Healthy Carrot Cake Baked Oats with Greek Yogurt Cream Cheese Frosting
Equipment
- 1 9×9-inch baking pan
- 2 large bowls
- 1 hand or stand mixer
Ingredients
- 1 cup milk
- 1 cup Greek yogurt
- 2 eggs at room temperature
- 1/4 cup maple syrup
- 1 teaspoon vanilla extract
- 2 cups rolled oats
- 2 teaspoons cinnamon
- 1/2 teaspoon nutmeg
- 1 cup grated carrots
- 1/2 cup chopped walnuts
- 1/2 cup raisins optional
For the frosting:
- 1 cup Greek yogurt
- 1/2 cup (4 ounces) cream cheese softened, at room temperature
- 3-4 tablespoons maple syrup or honey
- 1 teaspoon vanilla extract
Instructions
- Preheat oven to 350° Fahrenheit and lightly grease the inside of a 9×9-inch baking dish.
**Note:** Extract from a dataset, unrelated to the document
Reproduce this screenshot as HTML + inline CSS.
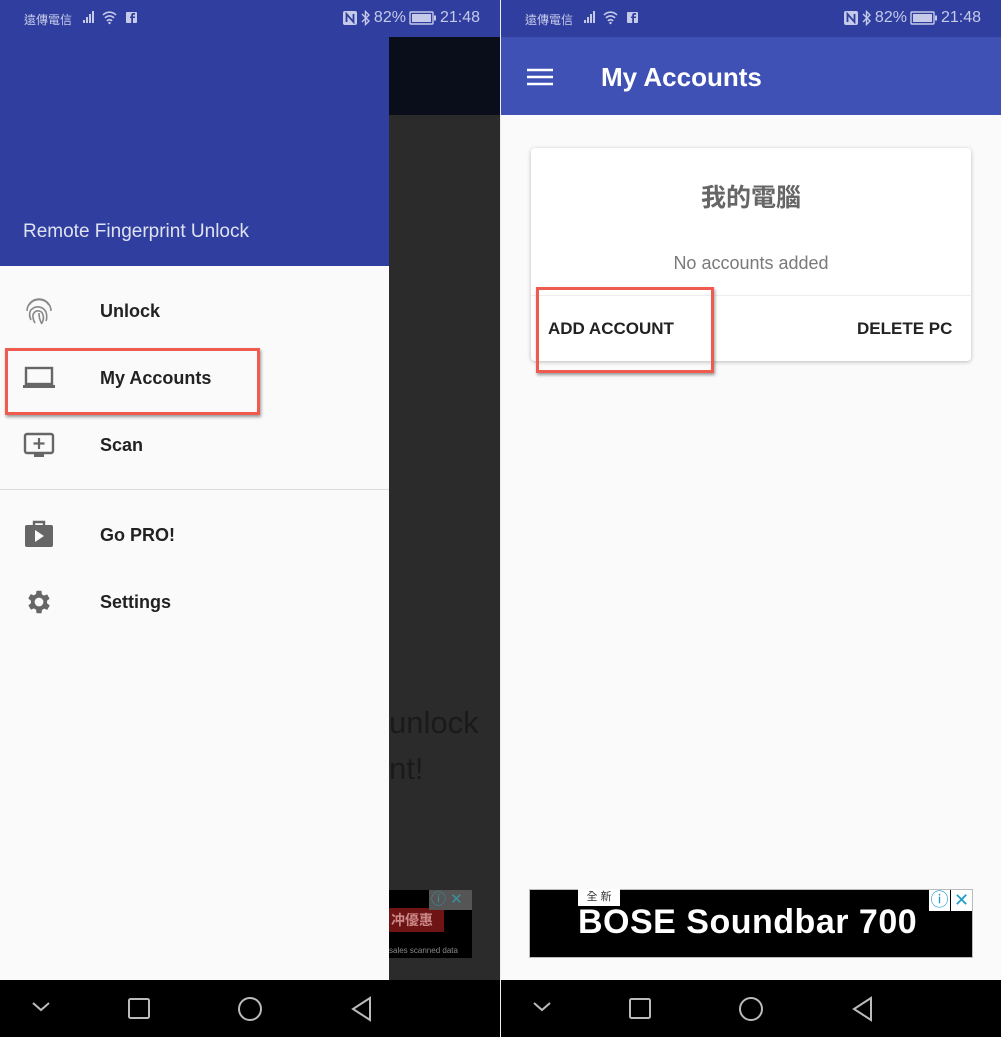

- Whisk together the milk, Greek yogurt, eggs, maple syrup, and vanilla extract in a large bowl.
- Add in the rolled oats, cinnamon, nutmeg, carrots, walnuts, and raisins to the bowl and stir until everything is completely combined.
- Pour the oat mixture into your prepared baking dish and bake for 40-45 minutes, or until the top is set and the oats are cooked through.
- Remove the baked oats from the oven and let them cool completely. While the oats cool, make the frosting by adding the Greek yogurt, cream cheese, maple syrup, and vanilla extract to a bowl and use either a hand or stand mixer to whisk it together until light and fluffy.
- Once the oats are completely cool, top with the frosting, cut into squares, and enjoy! Or, store the frosting separately, cut the oats into squares and store for an easy meal prep breakfast. Right before eating, top one serving of baked oats with a big dollop of frosting.